Een baanbrekende ontdekking in de Mezmaiskaja-grot in Rusland heeft een benen speerpunt blootgelegd dat dateert van 70.000 tot 80.000 jaar geleden, wat eerdere inzichten in de capaciteiten van Neanderthalers uitdaagt [2, 3]. Het artefact, gevonden in 2003, suggereert dat Neanderthalers veel eerder dan eerder werd gedacht geavanceerde jachtwapens ontwikkelden, voorafgaand aan de komst van Homo sapiens in Europa [2].

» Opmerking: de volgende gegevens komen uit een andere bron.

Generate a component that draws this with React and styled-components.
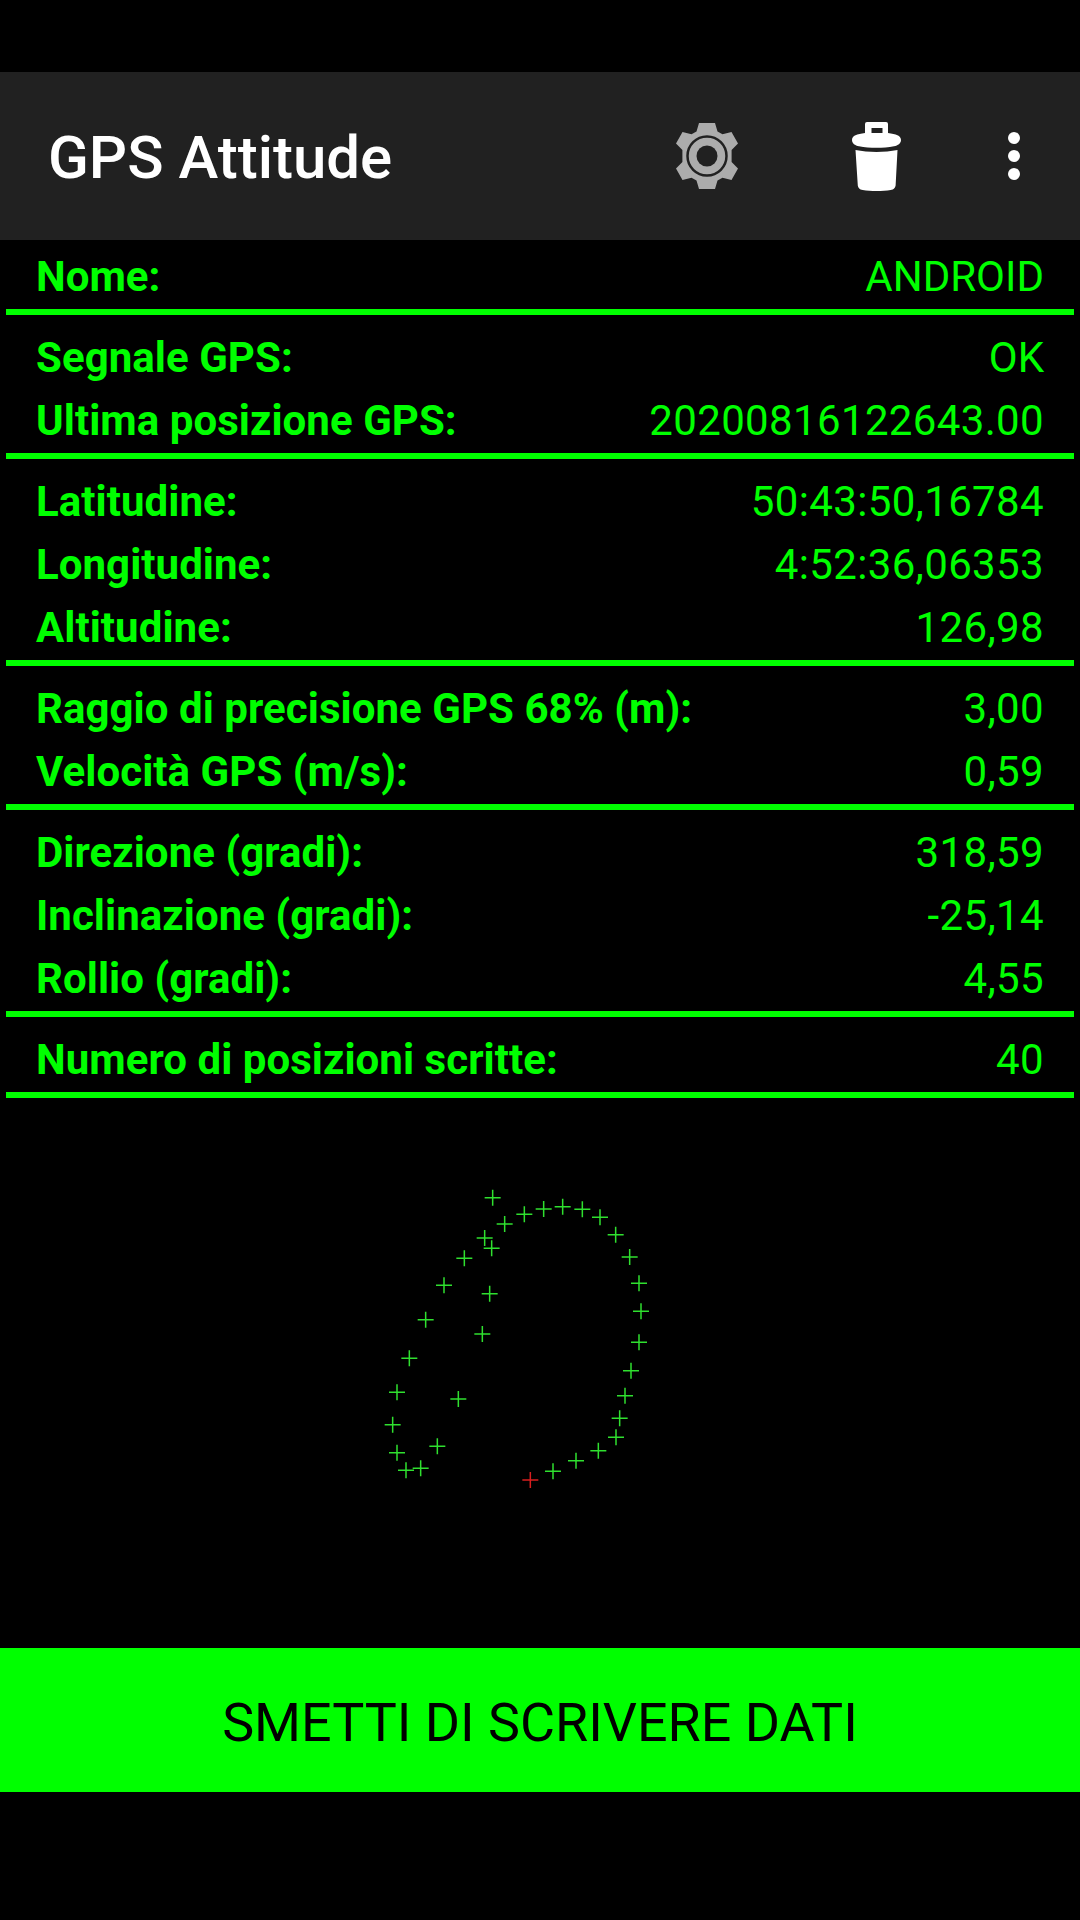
import React from 'react';
import styled, { createGlobalStyle } from 'styled-components';

const Global = createGlobalStyle`
  html, body { margin: 0; padding: 0; background: #000; }
  body { font-family: Roboto, "Liberation Sans", sans-serif; }
`;
const Screen = styled.div`
  width: 1080px; height: 1920px; background: #000; display: flex; flex-direction: column; overflow: hidden; padding-top: 72px; box-sizing: border-box;
`;
const AppBar = styled.header`
  height: 168px; background: #212121; display: flex; align-items: center; flex: none; position: relative;
`;
const Title = styled.h1`
  margin: 3px 0 0 48px; flex: 1; font-size: 60px; font-weight: 500; color: #fff; line-height: 1;
`;
const IconSlot = styled.div`
  width: ${p => p.$w}px; display: flex; justify-content: center; align-items: center; flex: none;
`;
const Table = styled.section`
  padding: 0 6px; flex: none;
`;
const Group = styled.div`
  padding-top: ${p => p.$first ? 6 : 12}px; border-bottom: 6px solid #00ff00;
`;
const Row = styled.div`
  height: 63px; box-sizing: border-box; padding: 0 30px 2px; display: flex; justify-content: space-between; align-items: center; font-size: 42px; color: #00ff00;
`;
const Label = styled.span` font-weight: 700; letter-spacing: 0.05px; `;
const Value = styled.span` font-weight: 400; letter-spacing: ${p => p.$numeric ? '0.35px' : '0'}; `;
const Canvas = styled.div`
  flex: 1; display: flex; justify-content: center; align-items: flex-start; padding: 72px 40px 0 0;
`;
const Action = styled.button`
  flex: none; height: 144px; margin: 0 0 128px; border: 0; background: #00ff00; color: #000; font: 400 53.8px Roboto, sans-serif; padding: 4px 0 0;
`;

const pts = [[368,83],[404,162],[463,133],[521,117],[578,110],[637,118],[690,142],[737,194],[779,261],[807,340],[813,424],[807,517],[783,602],[765,677],[749,745],[738,802],[685,842],[618,872],[549,904],[344,204],[365,235],[283,265],[222,346],[167,449],[118,565],[81,667],[68,764],[81,848],[108,901],[152,895],[202,829],[265,687],[337,492],[359,371]];

const Cross = ({ x, y, c }) => (
  <path d={`M${x / 3 - 8} ${y / 3}h16M${x / 3} ${y / 3 - 8}v16`} stroke={c} strokeWidth="1.5" fill="none" />
);

const groups = [
  [['Nome:', 'ANDROID']],
  [['Segnale GPS:', 'OK'], ['Ultima posizione GPS:', '20200816122643.00']],
  [['Latitudine:', '50:43:50,16784'], ['Longitudine:', '4:52:36,06353'], ['Altitudine:', '126,98']],
  [['Raggio di precisione GPS 68% (m):', '3,00'], ['Velocità GPS (m/s):', '0,59']],
  [['Direzione (gradi):', '318,59'], ['Inclinazione (gradi):', '-25,14'], ['Rollio (gradi):', '4,55']],
  [['Numero di posizioni scritte:', '40']],
];

export default function App() {
  return (
    <Screen>
      <Global />
      <AppBar>
        <Title>GPS Attitude</Title>
        <IconSlot $w={196}>
          <svg width="62" height="66" viewBox="0 0 62 66">
            <path fill="#acacac" d="M23 0h16l2.500 8.500 5 2.800 9-2.300 6.500 11.500-6.400 6.500v12l6.400 6.500-6.500 11.500-9-2.300-5 2.800L39 66H23l-2.500-8.500-5-2.800-9 2.300L0 45.500 6.400 39V27L0 20.500 6.500 9l9 2.300 5-2.800z" />
            <circle cx="31" cy="33" r="19.500" fill="none" stroke="#212121" strokeWidth="2.500" />
            <circle cx="31" cy="33" r="10.500" fill="#212121" />
          </svg>
        </IconSlot>
        <IconSlot $w={143}>
          <svg width="49" height="69" viewBox="0 0 49 69">
            <path fill="#fff" fillRule="evenodd" d="M16 0h18a2 2 0 0 1 2 2v9c8 1 13 2.500 13 7 0 3.500-3 5.500-7 6.200-11 2-24 2-35 0-4-.7-7-2.700-7-6.200 0-4.500 5-6 13-7V2a2 2 0 0 1 2-2zm3.500 6v5h11V6z" />
            <path fill="#fff" d="M3.500 28c13 2.500 29 2.500 42 0l-1.800 34c0 4-2 5.500-5 6-8 1.300-20 1.300-28 0-3-.5-5-2-5-6z" />
          </svg>
        </IconSlot>
        <IconSlot $w={132}>
          <svg width="12" height="48" viewBox="0 0 12 48">
            <circle cx="6" cy="6" r="6" fill="#fff" /><circle cx="6" cy="24" r="6" fill="#fff" /><circle cx="6" cy="42" r="6" fill="#fff" />
          </svg>
        </IconSlot>
      </AppBar>
      <Table>
        {groups.map((g, i) => (
          <Group key={i} $first={i === 0}>
            {g.map(([l, v]) => (
              <Row key={l}><Label>{l}</Label><Value $numeric={/\d/.test(v)}>{v}</Value></Row>
            ))}
          </Group>
        ))}
      </Table>
      <Canvas>
        <svg width="300" height="320" viewBox="0 0 300 320">
          {pts.map(([x, y], i) => <Cross key={i} x={x} y={y} c="#2fe02f" />)}
          <Cross x={481} y={930} c="#d81e1e" />
        </svg>
      </Canvas>
      <Action>SMETTI DI SCRIVERE DATI</Action>
    </Screen>
  );
}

Geavanceerde analysetechnieken, waaronder microscopie, CT-scans en spectroscopie, onthulden dat de negen centimeter lange speerpunt was gemaakt van bizonsbot met behulp van stenen werktuigen en bevestigd aan een houten schacht met berkenpek [2, 4]. Dit duidt op een hoog niveau van vaardigheid en technologische innovatie bij Neanderthalers [5, 6]. De ontdekking daagt de lang gekoesterde overtuiging uit dat Neanderthalers voornamelijk stenen werktuigen gebruikten, terwijl benen werktuigen exclusief waren voor moderne mensen [2].
De aanwezigheid van dierlijke botten, stenen werktuigen en overblijfselen van vuurplaatsen in de grot suggereert dat het gebied diende als een Neanderthaler-werkplaats voor het verwerken van bejaagde prooien en het vervaardigen van werktuigen [2, 4]. Microscopische analyse van de speerpunt onthulde scheuren, wat wijst op het gebruik ervan bij de jacht en de spanningen die het bij impact heeft doorstaan [2, 4]. Deze vondst levert overtuigend bewijs dat Neanderthalers geavanceerde cognitieve vaardigheden bezaten, waaronder planning en creativiteit, en in staat waren tot onafhankelijke technologische innovatie [5, 10].